Flexible woven composites, as called coated woven fabrics, have been widely used in geotextiles and geomembranes because of the flexibility and impermeability. The flexible woven composite are easily undergone the stab or puncture damage during the service life which cause by the sharp objects or rocks. This paper presents an analytical model for predicting the stab resistance of the flexible woven composites. The stab performance of flexible woven composite was investigated both by experimental and analytical model. In experimental, the load–displacement curve was obtained. In addition, it was found that only the yarns contacted with the stab, named as the principal yarns, were broken.

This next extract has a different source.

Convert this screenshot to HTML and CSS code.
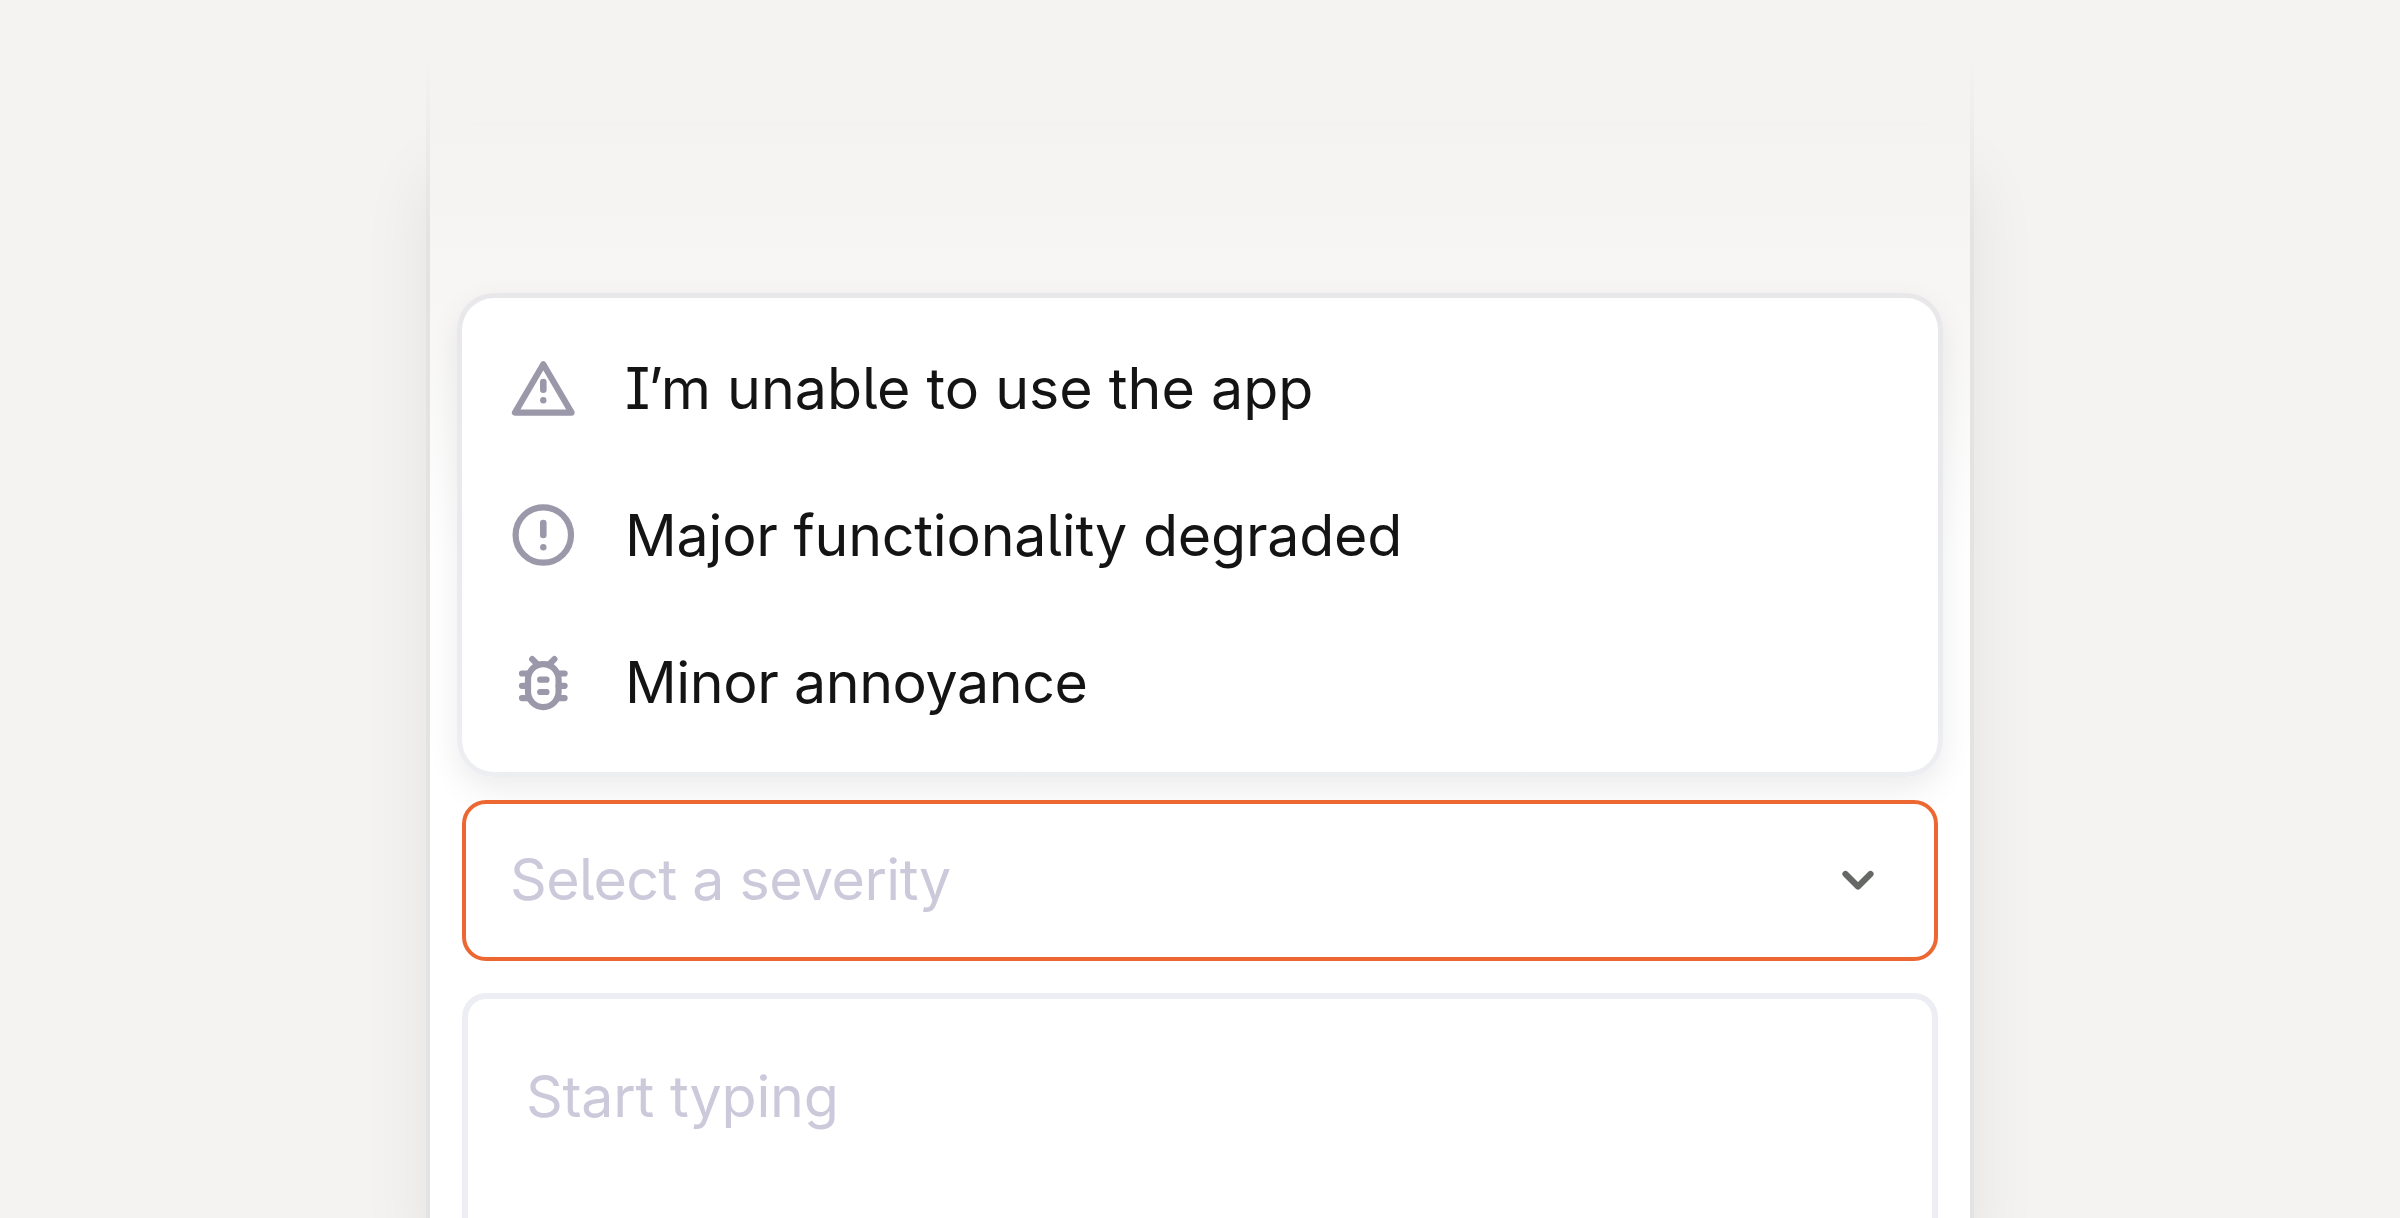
FILE: index.html
```
<!DOCTYPE html>
<html lang="en">
<head>
<meta charset="utf-8">
<title>Report an issue</title>
<link rel="stylesheet" href="styles.css">
</head>
<body>
<main class="panel">
  <ul class="menu">
    <li class="option">
      <svg class="icon" viewBox="0 0 74 74" aria-hidden="true">
        <path class="line" d="M37.3 12.2L9 60.600H65.600z"/>
        <path class="mark" d="M37.3 30.100v7.600"/>
        <circle class="dot" cx="37.3" cy="48.3" r="3.2"/>
      </svg>
      <span class="wide"><span class="contraction">I’</span>m unable to use the app</span>
    </li>
    <li class="option">
      <svg class="icon" viewBox="0 0 74 74" aria-hidden="true">
        <circle class="line" cx="37.3" cy="36" r="27.7"/>
        <path class="mark" d="M37.3 24.1v11.9"/>
        <circle class="dot" cx="37.3" cy="48.3" r="3.2"/>
      </svg>
      <span class="normal">Major functionality degraded</span>
    </li>
    <li class="option">
      <svg class="icon" viewBox="0 0 74 74" aria-hidden="true">
        <rect class="line" x="22" y="18.1" width="30.6" height="43" rx="15.3"/>
        <path class="line" d="M26.2 13.1l5.6 5.6M48.4 13.1l-5.6 5.6M16 27.500h7M58.600 27.500h-7M16 39.800h6M58.600 39.800h-6M16 52.100h7M58.600 52.100h-7M34.200 33.700h6.300M34.200 46h6.300"/>
      </svg>
      <span class="tight">Minor annoyance</span>
    </li>
  </ul>
  <div class="select">
    <span class="tighter">Select a severity</span>
    <svg class="chevron" viewBox="0 0 40 40" aria-hidden="true">
      <path d="M7.5 14L20 26.500L32.500 14"/>
    </svg>
  </div>
  <div class="textarea"><span class="normal">Start typing</span></div>
</main>
</body>
</html>
```
FILE: styles.css
```
* {
  box-sizing: border-box;
}

body {
  margin: 0;
  height: 1218px;
  overflow: hidden;
  background: #f4f3f1;
  color: #141414;
  font: 400 57.3px/70px Inter, sans-serif;
  font-feature-settings: "cv05", "cv08";
}

.panel {
  position: relative;
  isolation: isolate;
  display: flex;
  flex-direction: column;
  width: 1548px;
  height: 1218px;
  margin: 0 auto;
  padding: 293px 27px 0;
  border: solid;
  border-width: 0 4px;
  border-image: linear-gradient(rgba(228, 227, 225, 0) 60px, #e4e3e1 240px, #e3e3e4) 1;
  background: linear-gradient(#f4f3f1 130px, #f7f6f5 290px, #fff 560px) padding-box;
}

/* Side shadow that starts below the faded top edge */
.panel::before {
  content: "";
  position: absolute;
  z-index: -1;
  inset: 125px -4px 0;
  box-shadow: 0 50px 64px rgba(40, 20, 50, 0.07);
}

.menu {
  display: flex;
  flex-direction: column;
  gap: 73px;
  height: 484px;
  margin: 0 0 23px;
  padding: 54px 44px;
  list-style: none;
  border: 5px solid transparent;
  border-radius: 37px;
  background:
    linear-gradient(#fff, #fff) padding-box,
    linear-gradient(#e8e8eb, #e9eaed 50%, #edeef2) border-box;
  box-shadow: 0 12px 32px rgba(0, 0, 0, 0.08);
}

.option {
  display: flex;
  align-items: center;
  gap: 45px;
  height: 74px;
}

.option > span {
  margin-top: -3px;
}

.icon {
  width: 74px;
  height: 74px;
}

.wide {
  letter-spacing: 0;
}

.contraction {
  letter-spacing: -2.2px;
}

.normal {
  letter-spacing: -0.22px;
}

.tight {
  letter-spacing: -0.42px;
}

.tighter {
  margin-top: -3px;
  letter-spacing: -0.54px;
}

.line,
.mark,
.chevron path {
  fill: none;
  stroke: #9a98a9;
  stroke-width: 6.2;
  stroke-linecap: round;
  stroke-linejoin: round;
}

.mark {
  stroke-width: 6.6;
}

.dot {
  fill: #9a98a9;
}

.select {
  display: flex;
  align-items: center;
  justify-content: space-between;
  height: 160.5px;
  margin: 0 5px 32px;
  padding: 0 56px 0 44px;
  border: 4px solid #ed6733;
  border-radius: 24px;
  background: #fff;
  color: #cbc9da;
}

.chevron {
  width: 40px;
  height: 40px;
}

.chevron path {
  stroke: #666866;
}

.textarea {
  flex: 1;
  margin: 0 5px;
  padding: 62px 58px 0;
  border: 6px solid #edeef3;
  border-bottom: 0;
  border-radius: 24px 24px 0 0;
  background: #fff;
  color: #cbc9da;
}
```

Based on the observations of the flexible composite stab deformation, an analytical model for the predicting the stab resistance was presented. The load–displacement curves of the flexible woven composite stabbed by a steel penetrator were obtained. From the comparisons of the stab force distributions, it was found that the principal yarns play an important role in stab resistance. The higher strength of yarns is recommended for improving the stab resistance. And also, with the increase of the weaving density, the numbers of the principal yarns will be increased and will also improving the stab resistance. From the load distribution analyses, the coating resin shares almost 30 % stab load. The high fracture strength resin will lead the high stab resistance flexible woven composites. We hope such an analytical model could be extended to the stab resistance design of flexible woven composites in efficient way. In addition, the analytical model has provided theoretical basis for simple structured flexible composites, and for the complicated structure the model need further improving.